2. That being said, certain customs are so widespread and longstanding, e.g., standing during the Gospel or kneeling during the Canon, that departing from them would be strange. To kneel during the Gospel or to stand during the Canon would be symbolically unfitting and certainly a huge distraction to others. Frankly, it’s very rare to find a community that is not united around such obvious symbols.

3. But then there is the realm of local customs that prevail in a given region or country, in a given parish or chapel, or in a given religious order that may be in charge of the liturgy you attend. There are bound to be some consistent customs, and, if you are new or visiting, it is wisest to follow St. Augustine’s advice in his famous Letter 54 to Januarius to fall in with local custom if there is nothing inherently evil in it. (One of his examples is which days to fast on: if in a place you are newly residing the choice of days is different from the choice you are accustomed to, you should not stubbornly maintain your past practice but adopt the one of your new locale.)
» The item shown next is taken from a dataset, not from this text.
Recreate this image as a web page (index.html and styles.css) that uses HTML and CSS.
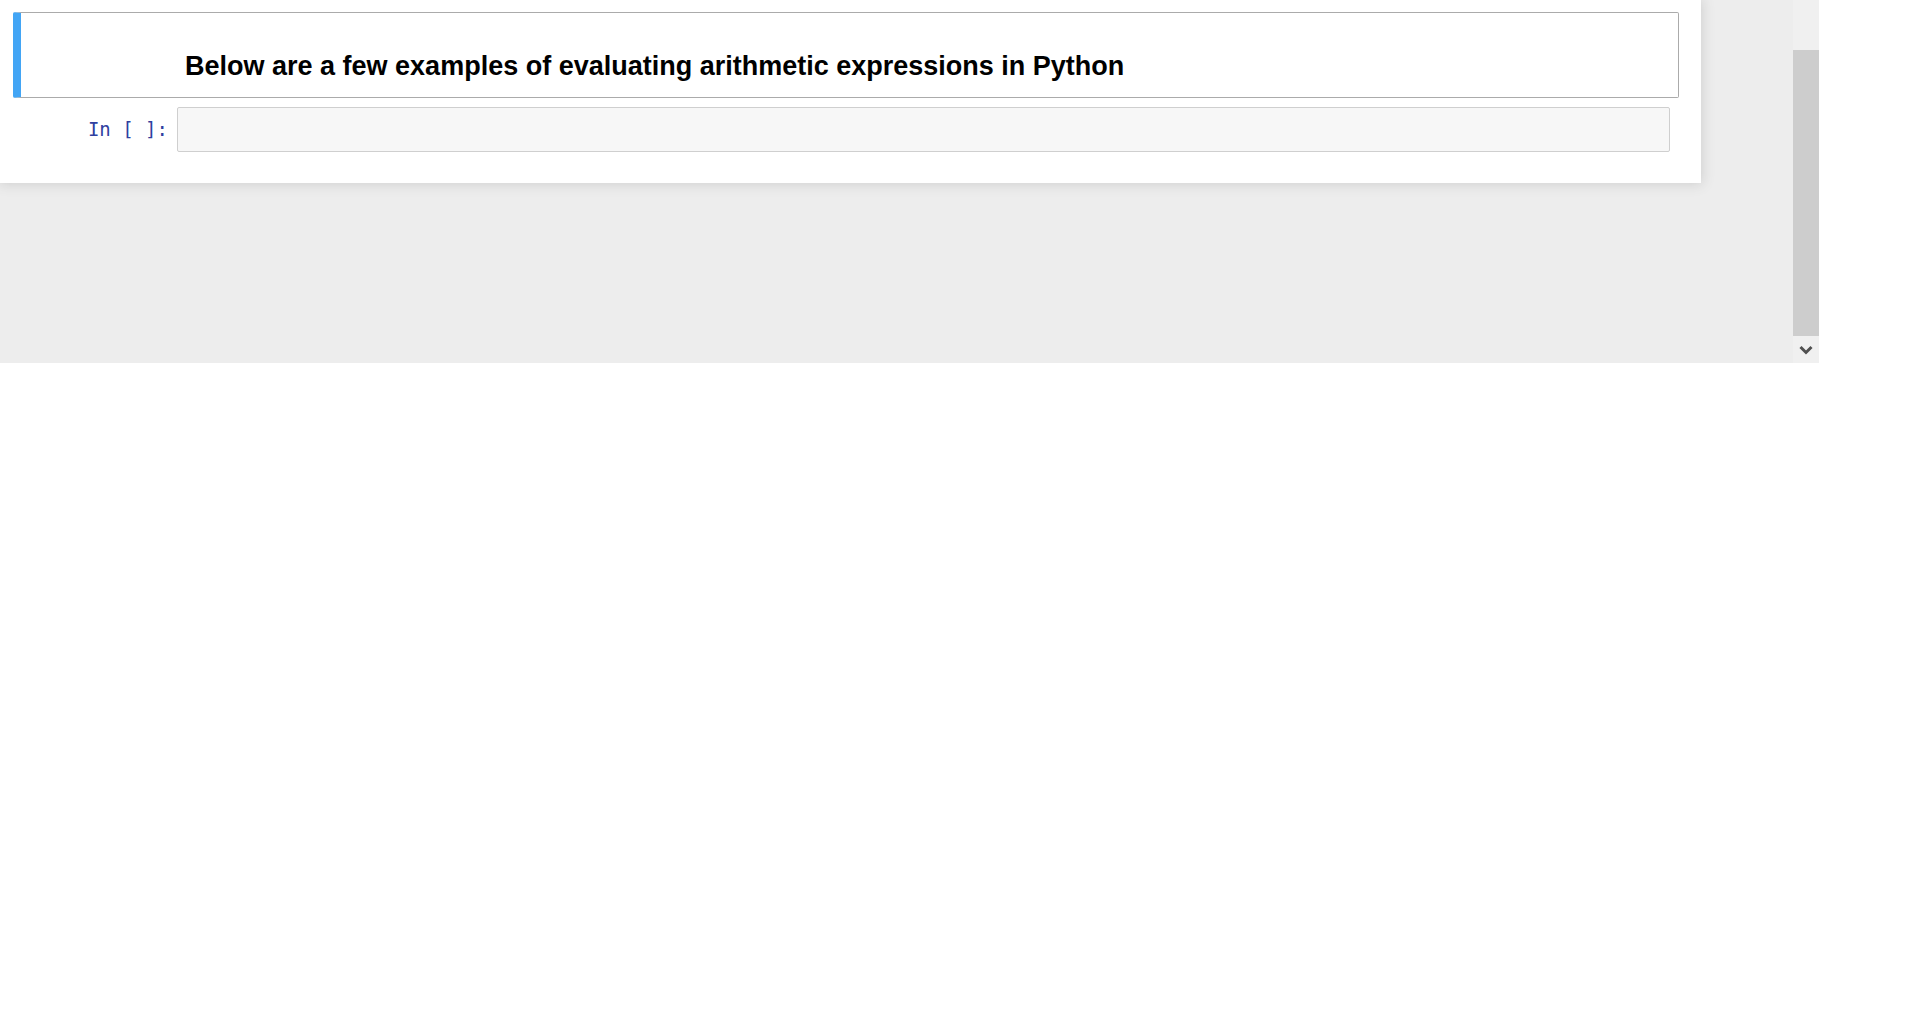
FILE: index.html
```html
<!DOCTYPE html>
<html>
<head>
<meta charset="utf-8">
<link rel="stylesheet" href="styles.css">
</head>
<body>
<div class="frame">
  <div class="viewport">
    <div class="notebook">
      <div class="cell text-cell">
        <h3 class="md-heading">Below are a few examples of evaluating arithmetic expressions in Python</h3>
      </div>
      <div class="cell code-cell">
        <div class="prompt">In&nbsp;[&nbsp;]:</div>
        <div class="input-area"></div>
      </div>
    </div>
  </div>
  <div class="scrollbar">
    <div class="track-top"></div>
    <div class="thumb"></div>
    <div class="scroll-btn">
      <svg width="14" height="10" viewBox="0 0 14 10"><path d="M1.5 2 L7 7.5 L12.5 2" fill="none" stroke="#505050" stroke-width="3"/></svg>
    </div>
  </div>
</div>
</body>
</html>
```

FILE: styles.css
```css
html, body {
  margin: 0;
  padding: 0;
  background: #ffffff;
}
.frame {
  display: flex;
  width: 1819px;
  height: 363px;
}
.viewport {
  flex: 1;
  background: #ededed;
  overflow: hidden;
}
.notebook {
  width: 1701px;
  height: 183px;
  box-sizing: border-box;
  background: #ffffff;
  box-shadow: 0 0 12px 1px rgba(87, 87, 87, 0.2);
  padding: 12px 22px 0 13px;
}
.text-cell {
  border: 1px solid #ababab;
  border-left: 8px solid #42a5f5;
  border-radius: 2px;
  height: 86px;
  box-sizing: border-box;
}
.md-heading {
  margin: 0;
  padding: 38px 0 0 164px;
  font-family: "Liberation Sans", Arial, sans-serif;
  font-weight: bold;
  font-size: 27px;
  line-height: 31px;
  color: #000000;
}
.code-cell {
  display: flex;
  margin-top: 9px;
  padding-right: 9px;
}
.prompt {
  width: 164px;
  box-sizing: border-box;
  padding-right: 9px;
  padding-top: 10px;
  text-align: right;
  font-family: "DejaVu Sans Mono", monospace;
  font-size: 19px;
  line-height: 25px;
  color: #303f9f;
}
.input-area {
  flex: 1;
  height: 45px;
  box-sizing: border-box;
  border: 1px solid #cfcfcf;
  border-radius: 2px;
  background: #f7f7f7;
}
.scrollbar {
  width: 26px;
  display: flex;
  flex-direction: column;
  background: #f0f0f0;
}
.track-top {
  height: 50px;
}
.thumb {
  flex: 1;
  background: #cdcdcd;
}
.scroll-btn {
  height: 27px;
  display: flex;
  align-items: center;
  justify-content: center;
}
```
4. Now, I would have to do more research to find out about how widespread is the custom of beating the breast three times at the Agnus Dei. Still, the Agnus Dei is a part of the Mass Ordinary, which belongs (at High Mass) to the people to sing. Why should they not strike their breasts, too? Indeed, one might infer that this custom had been around before the Council because one almost always sees some people today at OF Masses striking their breast during the Agnus Dei — which is certainly not something mentioned in the new rubrics and could be a carry-over from the past. When, on the other hand, the priest strikes his breast at his “Domine, non sum dignus,” it would not make equal sense for the people to do so, because he is preparing for his own communion, and shortly afterwards, when he raises the host and says “Ecce Agnus Dei,” the people have their own opportunity to say “Domine, non sum dignus” three times and to strike their own breasts, as is right and fitting.

Thus, in my opinion, people shouldn’t do this at the priest’s communion, but they should do it at the Agnus Dei and for their own communion. But this is merely my opinion, since there are no official rubrics for the people’s postures and gestures. (And let's not forget all the other wonderful opportunities for striking one's breast that the traditional liturgy offers — active participation to the max!)

As we move towards the season of Christmas revelry, when people are apt to celebrate more and more, let’s not forget the Catholic B.Y.O.B.: Beat Your Own Breast.